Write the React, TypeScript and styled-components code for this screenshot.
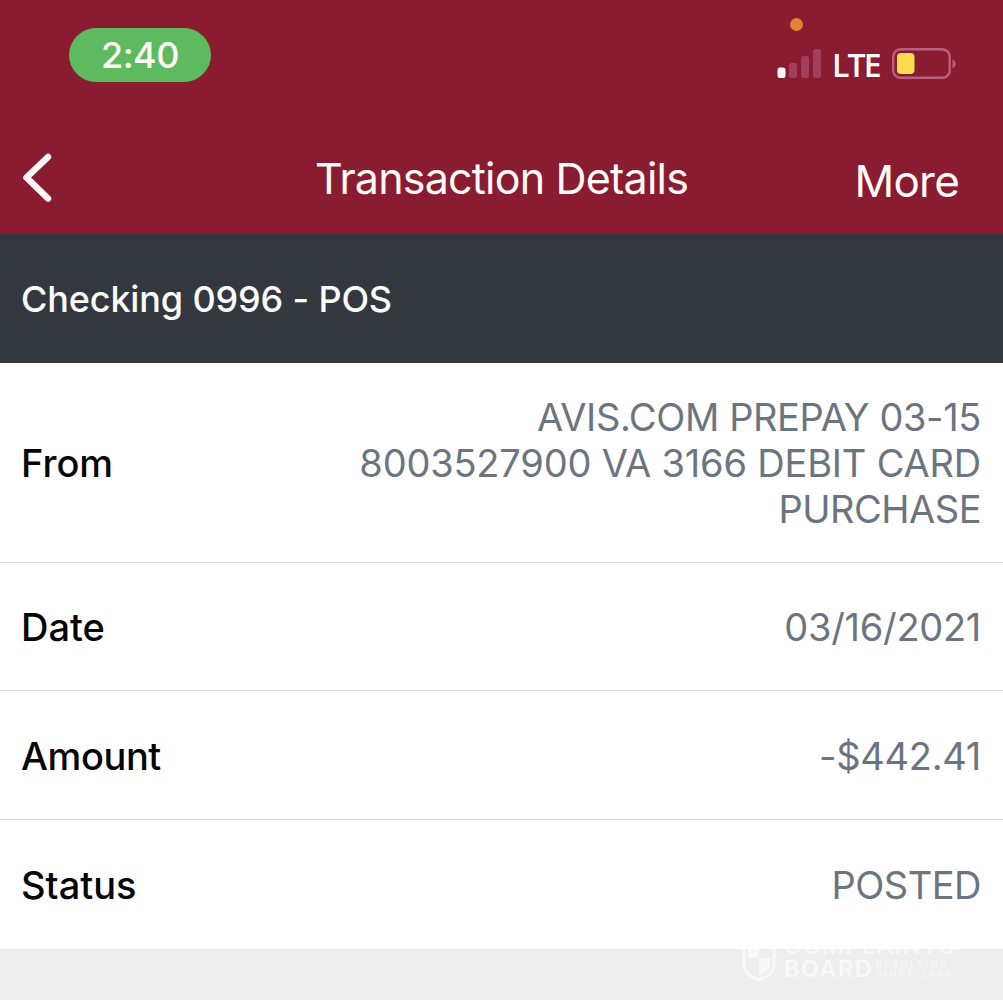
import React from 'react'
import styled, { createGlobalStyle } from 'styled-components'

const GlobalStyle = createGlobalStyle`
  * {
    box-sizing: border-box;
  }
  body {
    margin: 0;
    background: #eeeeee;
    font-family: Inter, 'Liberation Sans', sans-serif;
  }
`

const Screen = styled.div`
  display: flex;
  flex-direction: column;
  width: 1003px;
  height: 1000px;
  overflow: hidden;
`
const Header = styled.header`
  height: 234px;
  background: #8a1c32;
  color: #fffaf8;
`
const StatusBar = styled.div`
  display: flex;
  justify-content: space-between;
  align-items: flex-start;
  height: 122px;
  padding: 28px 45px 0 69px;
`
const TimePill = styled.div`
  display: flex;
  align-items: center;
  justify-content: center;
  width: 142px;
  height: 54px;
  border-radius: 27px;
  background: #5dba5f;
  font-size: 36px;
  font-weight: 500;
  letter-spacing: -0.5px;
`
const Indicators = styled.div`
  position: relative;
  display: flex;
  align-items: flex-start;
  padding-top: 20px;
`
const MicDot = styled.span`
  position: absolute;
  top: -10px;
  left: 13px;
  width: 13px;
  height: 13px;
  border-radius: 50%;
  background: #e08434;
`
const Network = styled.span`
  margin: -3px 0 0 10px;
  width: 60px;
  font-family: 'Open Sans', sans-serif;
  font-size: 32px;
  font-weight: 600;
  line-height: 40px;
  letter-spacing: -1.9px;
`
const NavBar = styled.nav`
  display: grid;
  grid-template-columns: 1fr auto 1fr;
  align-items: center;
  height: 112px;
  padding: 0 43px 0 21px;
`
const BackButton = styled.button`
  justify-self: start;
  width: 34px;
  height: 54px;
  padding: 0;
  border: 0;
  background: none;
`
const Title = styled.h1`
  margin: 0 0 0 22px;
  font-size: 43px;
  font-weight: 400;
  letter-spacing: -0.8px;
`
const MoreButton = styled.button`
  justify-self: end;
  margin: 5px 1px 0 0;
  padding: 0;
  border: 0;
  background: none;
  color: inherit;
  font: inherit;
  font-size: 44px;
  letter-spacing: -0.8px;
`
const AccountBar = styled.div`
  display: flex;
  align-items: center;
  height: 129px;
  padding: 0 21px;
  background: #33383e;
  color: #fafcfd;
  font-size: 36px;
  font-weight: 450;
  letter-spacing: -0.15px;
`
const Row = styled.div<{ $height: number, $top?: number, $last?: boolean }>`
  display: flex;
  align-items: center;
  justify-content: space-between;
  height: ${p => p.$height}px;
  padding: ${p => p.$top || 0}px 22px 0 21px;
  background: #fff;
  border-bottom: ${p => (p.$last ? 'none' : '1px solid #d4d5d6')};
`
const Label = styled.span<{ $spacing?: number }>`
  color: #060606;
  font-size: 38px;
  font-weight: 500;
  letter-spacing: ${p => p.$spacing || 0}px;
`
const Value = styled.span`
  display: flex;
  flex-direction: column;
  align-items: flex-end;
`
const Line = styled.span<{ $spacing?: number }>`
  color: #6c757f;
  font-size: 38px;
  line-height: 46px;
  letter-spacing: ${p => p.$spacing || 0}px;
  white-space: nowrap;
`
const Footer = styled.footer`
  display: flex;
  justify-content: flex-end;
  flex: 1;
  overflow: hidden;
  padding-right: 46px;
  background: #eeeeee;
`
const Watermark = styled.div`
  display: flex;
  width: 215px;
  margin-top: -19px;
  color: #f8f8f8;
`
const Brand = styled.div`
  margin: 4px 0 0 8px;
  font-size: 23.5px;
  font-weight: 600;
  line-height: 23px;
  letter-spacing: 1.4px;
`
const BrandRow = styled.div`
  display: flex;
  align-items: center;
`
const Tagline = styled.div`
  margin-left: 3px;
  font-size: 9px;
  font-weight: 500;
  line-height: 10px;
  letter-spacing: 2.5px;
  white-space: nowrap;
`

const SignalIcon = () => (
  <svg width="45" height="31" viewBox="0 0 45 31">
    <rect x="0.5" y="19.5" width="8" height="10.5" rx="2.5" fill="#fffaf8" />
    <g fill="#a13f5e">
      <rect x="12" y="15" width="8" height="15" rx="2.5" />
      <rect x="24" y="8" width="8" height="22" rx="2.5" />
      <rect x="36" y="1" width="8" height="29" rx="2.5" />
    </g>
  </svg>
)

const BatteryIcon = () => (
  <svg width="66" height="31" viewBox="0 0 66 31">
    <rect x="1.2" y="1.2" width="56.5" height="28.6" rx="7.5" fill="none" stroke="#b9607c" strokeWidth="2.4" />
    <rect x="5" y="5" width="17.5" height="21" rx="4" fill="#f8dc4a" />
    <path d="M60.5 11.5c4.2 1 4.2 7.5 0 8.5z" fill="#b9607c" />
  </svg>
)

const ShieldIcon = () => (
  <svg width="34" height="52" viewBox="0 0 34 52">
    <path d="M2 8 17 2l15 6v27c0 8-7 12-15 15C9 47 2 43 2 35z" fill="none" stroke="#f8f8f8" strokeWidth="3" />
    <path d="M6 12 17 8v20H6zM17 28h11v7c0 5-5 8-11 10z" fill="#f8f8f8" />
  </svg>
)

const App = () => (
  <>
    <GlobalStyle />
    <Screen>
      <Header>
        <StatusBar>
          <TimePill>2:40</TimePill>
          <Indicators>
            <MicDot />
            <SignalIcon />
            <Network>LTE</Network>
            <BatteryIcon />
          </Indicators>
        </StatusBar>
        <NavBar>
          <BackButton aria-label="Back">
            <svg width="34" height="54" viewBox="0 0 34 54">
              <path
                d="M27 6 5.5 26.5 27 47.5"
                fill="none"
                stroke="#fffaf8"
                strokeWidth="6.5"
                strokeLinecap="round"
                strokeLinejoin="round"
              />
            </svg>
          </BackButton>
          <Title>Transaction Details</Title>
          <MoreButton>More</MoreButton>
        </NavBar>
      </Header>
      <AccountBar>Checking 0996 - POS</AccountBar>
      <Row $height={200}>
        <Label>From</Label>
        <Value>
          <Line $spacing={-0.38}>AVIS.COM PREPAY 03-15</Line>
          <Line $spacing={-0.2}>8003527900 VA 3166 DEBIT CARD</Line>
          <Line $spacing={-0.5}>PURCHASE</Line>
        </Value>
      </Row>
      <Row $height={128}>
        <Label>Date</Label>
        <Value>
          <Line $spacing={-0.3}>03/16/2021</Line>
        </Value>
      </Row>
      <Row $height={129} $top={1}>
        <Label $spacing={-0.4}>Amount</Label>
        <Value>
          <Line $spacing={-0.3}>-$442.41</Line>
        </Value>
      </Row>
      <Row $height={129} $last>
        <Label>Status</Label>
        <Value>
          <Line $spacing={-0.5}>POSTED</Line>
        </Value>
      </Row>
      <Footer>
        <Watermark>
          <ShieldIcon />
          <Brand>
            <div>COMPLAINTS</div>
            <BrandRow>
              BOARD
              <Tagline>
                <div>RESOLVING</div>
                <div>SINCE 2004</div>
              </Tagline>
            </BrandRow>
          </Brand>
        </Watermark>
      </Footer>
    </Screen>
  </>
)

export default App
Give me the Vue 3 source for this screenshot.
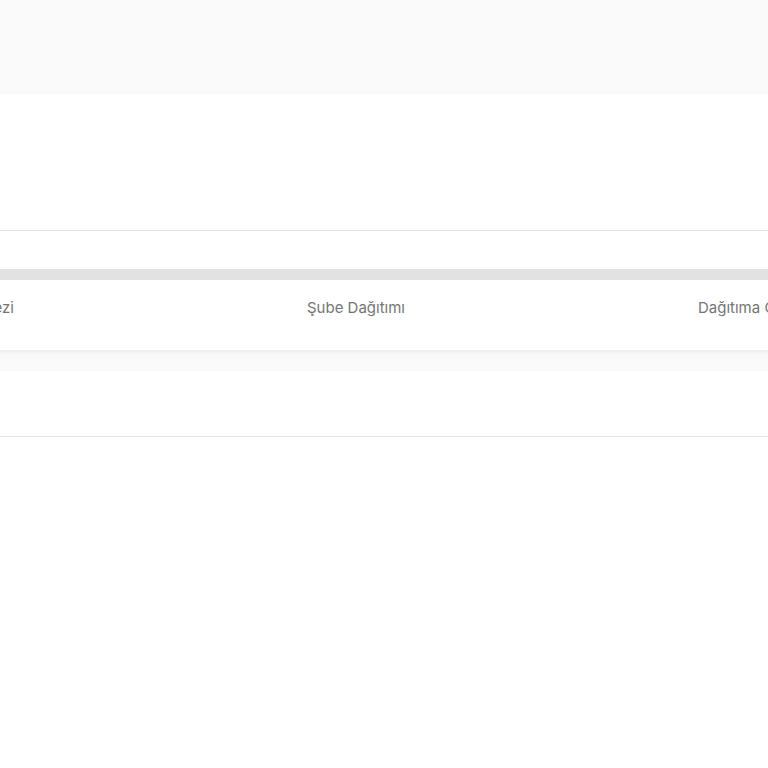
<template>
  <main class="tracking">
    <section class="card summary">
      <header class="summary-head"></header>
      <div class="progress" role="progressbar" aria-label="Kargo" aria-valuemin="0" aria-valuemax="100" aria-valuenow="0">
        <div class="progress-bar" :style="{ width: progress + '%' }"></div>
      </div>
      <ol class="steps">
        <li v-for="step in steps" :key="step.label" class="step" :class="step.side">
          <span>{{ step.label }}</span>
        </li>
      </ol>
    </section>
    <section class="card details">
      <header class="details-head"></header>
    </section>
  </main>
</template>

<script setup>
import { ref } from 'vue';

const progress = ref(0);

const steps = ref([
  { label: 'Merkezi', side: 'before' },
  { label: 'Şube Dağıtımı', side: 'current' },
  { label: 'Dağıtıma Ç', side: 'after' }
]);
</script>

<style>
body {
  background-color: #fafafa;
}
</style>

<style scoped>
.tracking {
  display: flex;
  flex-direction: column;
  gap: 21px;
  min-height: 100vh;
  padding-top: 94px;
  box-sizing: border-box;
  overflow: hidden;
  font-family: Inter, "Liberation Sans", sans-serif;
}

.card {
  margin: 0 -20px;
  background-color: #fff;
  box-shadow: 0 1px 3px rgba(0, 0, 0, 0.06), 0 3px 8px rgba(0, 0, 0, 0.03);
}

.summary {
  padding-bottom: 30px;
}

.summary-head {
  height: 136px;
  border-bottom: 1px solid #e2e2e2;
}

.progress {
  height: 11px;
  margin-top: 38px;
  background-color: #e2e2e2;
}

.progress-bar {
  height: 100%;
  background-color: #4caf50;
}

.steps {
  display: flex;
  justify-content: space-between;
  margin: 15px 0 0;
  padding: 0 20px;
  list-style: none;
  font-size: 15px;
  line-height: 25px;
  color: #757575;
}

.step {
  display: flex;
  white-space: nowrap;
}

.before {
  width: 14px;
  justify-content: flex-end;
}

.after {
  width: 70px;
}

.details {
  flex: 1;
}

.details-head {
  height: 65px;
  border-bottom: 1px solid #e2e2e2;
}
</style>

-=-=-=-=-

* [Set task]:
Find how many lines of the material carry the string "this". Only the number should be in the answer.

* [Result of the exercise]:
2